◆ What is expected ◆
Leave out the pictures, then reproduce the rest of the material exactly.

+++ Data excerpt

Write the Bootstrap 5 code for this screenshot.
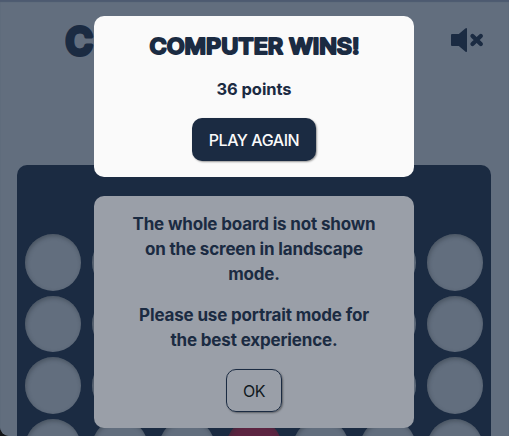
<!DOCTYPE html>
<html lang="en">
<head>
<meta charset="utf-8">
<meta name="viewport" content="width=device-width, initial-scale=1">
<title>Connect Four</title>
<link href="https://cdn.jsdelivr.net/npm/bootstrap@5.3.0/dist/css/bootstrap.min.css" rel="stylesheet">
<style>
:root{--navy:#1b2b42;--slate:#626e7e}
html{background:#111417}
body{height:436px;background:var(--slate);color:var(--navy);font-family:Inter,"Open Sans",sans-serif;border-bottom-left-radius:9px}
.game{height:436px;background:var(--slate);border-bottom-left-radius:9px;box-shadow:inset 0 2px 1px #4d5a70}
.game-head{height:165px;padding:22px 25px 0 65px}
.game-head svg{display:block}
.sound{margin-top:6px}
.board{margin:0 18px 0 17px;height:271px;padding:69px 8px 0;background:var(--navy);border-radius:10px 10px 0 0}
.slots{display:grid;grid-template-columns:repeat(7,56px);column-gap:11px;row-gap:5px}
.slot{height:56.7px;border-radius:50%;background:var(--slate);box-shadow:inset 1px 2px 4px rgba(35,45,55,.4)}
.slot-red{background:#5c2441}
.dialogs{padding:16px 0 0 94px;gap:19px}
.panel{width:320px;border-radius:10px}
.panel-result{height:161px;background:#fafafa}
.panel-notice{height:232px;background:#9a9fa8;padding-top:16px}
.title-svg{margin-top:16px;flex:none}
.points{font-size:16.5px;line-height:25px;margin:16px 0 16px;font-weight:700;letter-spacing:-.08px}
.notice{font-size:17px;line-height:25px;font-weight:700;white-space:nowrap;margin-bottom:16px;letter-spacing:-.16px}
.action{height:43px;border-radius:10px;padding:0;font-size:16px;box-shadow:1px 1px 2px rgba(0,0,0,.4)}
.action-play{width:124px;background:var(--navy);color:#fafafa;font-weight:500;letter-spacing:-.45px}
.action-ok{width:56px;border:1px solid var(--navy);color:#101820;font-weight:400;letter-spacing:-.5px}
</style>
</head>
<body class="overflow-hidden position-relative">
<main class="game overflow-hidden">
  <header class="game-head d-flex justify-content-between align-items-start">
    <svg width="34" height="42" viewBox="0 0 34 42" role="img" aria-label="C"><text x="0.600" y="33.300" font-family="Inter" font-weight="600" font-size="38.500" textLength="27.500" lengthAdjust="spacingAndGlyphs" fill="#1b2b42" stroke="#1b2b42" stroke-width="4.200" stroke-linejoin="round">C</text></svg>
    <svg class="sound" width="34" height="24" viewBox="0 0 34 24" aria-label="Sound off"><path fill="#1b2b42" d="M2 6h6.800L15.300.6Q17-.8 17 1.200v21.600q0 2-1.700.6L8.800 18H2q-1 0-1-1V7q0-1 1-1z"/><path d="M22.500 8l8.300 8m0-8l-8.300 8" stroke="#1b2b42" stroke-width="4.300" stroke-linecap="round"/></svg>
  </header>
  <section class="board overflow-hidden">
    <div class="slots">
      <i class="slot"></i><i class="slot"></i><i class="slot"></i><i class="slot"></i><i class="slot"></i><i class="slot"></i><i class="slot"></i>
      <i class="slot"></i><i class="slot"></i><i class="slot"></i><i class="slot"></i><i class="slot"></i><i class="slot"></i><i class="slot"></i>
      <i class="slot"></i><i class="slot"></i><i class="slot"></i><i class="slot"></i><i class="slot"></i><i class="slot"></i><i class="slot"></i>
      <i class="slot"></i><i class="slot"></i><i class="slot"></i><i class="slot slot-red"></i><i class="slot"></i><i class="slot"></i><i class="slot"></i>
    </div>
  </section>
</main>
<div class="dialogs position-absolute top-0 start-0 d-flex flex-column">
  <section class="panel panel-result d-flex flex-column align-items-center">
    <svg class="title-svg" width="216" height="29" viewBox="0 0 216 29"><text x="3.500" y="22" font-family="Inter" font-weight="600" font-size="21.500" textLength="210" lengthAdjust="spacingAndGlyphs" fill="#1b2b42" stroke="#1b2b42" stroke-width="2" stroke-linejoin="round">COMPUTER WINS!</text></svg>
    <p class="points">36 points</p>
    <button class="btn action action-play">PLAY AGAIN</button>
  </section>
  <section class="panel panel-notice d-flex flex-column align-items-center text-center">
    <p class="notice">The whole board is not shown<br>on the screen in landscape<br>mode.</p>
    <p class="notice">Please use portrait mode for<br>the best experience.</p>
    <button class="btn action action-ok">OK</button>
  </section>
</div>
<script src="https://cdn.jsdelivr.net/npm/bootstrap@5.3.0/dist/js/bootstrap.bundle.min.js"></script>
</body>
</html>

++++++

◆ Reply ◆
Write the Bootstrap 5 code for this screenshot.
<!DOCTYPE html>
<html lang="en">
<head>
<meta charset="utf-8">
<meta name="viewport" content="width=device-width, initial-scale=1">
<title>Connect Four</title>
<link href="https://cdn.jsdelivr.net/npm/bootstrap@5.3.0/dist/css/bootstrap.min.css" rel="stylesheet">
<style>
:root{--navy:#1b2b42;--slate:#626e7e}
html{background:#111417}
body{height:436px;background:var(--slate);color:var(--navy);font-family:Inter,"Open Sans",sans-serif;border-bottom-left-radius:9px}
.game{height:436px;background:var(--slate);border-bottom-left-radius:9px;box-shadow:inset 0 2px 1px #4d5a70}
.game-head{height:165px;padding:22px 25px 0 65px}
.game-head svg{display:block}
.sound{margin-top:6px}
.board{margin:0 18px 0 17px;height:271px;padding:69px 8px 0;background:var(--navy);border-radius:10px 10px 0 0}
.slots{display:grid;grid-template-columns:repeat(7,56px);column-gap:11px;row-gap:5px}
.slot{height:56.7px;border-radius:50%;background:var(--slate);box-shadow:inset 1px 2px 4px rgba(35,45,55,.4)}
.slot-red{background:#5c2441}
.dialogs{padding:16px 0 0 94px;gap:19px}
.panel{width:320px;border-radius:10px}
.panel-result{height:161px;background:#fafafa}
.panel-notice{height:232px;background:#9a9fa8;padding-top:16px}
.title-svg{margin-top:16px;flex:none}
.points{font-size:16.5px;line-height:25px;margin:16px 0 16px;font-weight:700;letter-spacing:-.08px}
.notice{font-size:17px;line-height:25px;font-weight:700;white-space:nowrap;margin-bottom:16px;letter-spacing:-.16px}
.action{height:43px;border-radius:10px;padding:0;font-size:16px;box-shadow:1px 1px 2px rgba(0,0,0,.4)}
.action-play{width:124px;background:var(--navy);color:#fafafa;font-weight:500;letter-spacing:-.45px}
.action-ok{width:56px;border:1px solid var(--navy);color:#101820;font-weight:400;letter-spacing:-.5px}
</style>
</head>
<body class="overflow-hidden position-relative">
<main class="game overflow-hidden">
  <header class="game-head d-flex justify-content-between align-items-start">
    <svg width="34" height="42" viewBox="0 0 34 42" role="img" aria-label="C"><text x="0.600" y="33.300" font-family="Inter" font-weight="600" font-size="38.500" textLength="27.500" lengthAdjust="spacingAndGlyphs" fill="#1b2b42" stroke="#1b2b42" stroke-width="4.200" stroke-linejoin="round">C</text></svg>
    <svg class="sound" width="34" height="24" viewBox="0 0 34 24" aria-label="Sound off"><path fill="#1b2b42" d="M2 6h6.800L15.300.6Q17-.8 17 1.200v21.600q0 2-1.700.6L8.800 18H2q-1 0-1-1V7q0-1 1-1z"/><path d="M22.500 8l8.300 8m0-8l-8.300 8" stroke="#1b2b42" stroke-width="4.300" stroke-linecap="round"/></svg>
  </header>
  <section class="board overflow-hidden">
    <div class="slots">
      <i class="slot"></i><i class="slot"></i><i class="slot"></i><i class="slot"></i><i class="slot"></i><i class="slot"></i><i class="slot"></i>
      <i class="slot"></i><i class="slot"></i><i class="slot"></i><i class="slot"></i><i class="slot"></i><i class="slot"></i><i class="slot"></i>
      <i class="slot"></i><i class="slot"></i><i class="slot"></i><i class="slot"></i><i class="slot"></i><i class="slot"></i><i class="slot"></i>
      <i class="slot"></i><i class="slot"></i><i class="slot"></i><i class="slot slot-red"></i><i class="slot"></i><i class="slot"></i><i class="slot"></i>
    </div>
  </section>
</main>
<div class="dialogs position-absolute top-0 start-0 d-flex flex-column">
  <section class="panel panel-result d-flex flex-column align-items-center">
    <svg class="title-svg" width="216" height="29" viewBox="0 0 216 29"><text x="3.500" y="22" font-family="Inter" font-weight="600" font-size="21.500" textLength="210" lengthAdjust="spacingAndGlyphs" fill="#1b2b42" stroke="#1b2b42" stroke-width="2" stroke-linejoin="round">COMPUTER WINS!</text></svg>
    <p class="points">36 points</p>
    <button class="btn action action-play">PLAY AGAIN</button>
  </section>
  <section class="panel panel-notice d-flex flex-column align-items-center text-center">
    <p class="notice">The whole board is not shown<br>on the screen in landscape<br>mode.</p>
    <p class="notice">Please use portrait mode for<br>the best experience.</p>
    <button class="btn action action-ok">OK</button>
  </section>
</div>
<script src="https://cdn.jsdelivr.net/npm/bootstrap@5.3.0/dist/js/bootstrap.bundle.min.js"></script>
</body>
</html>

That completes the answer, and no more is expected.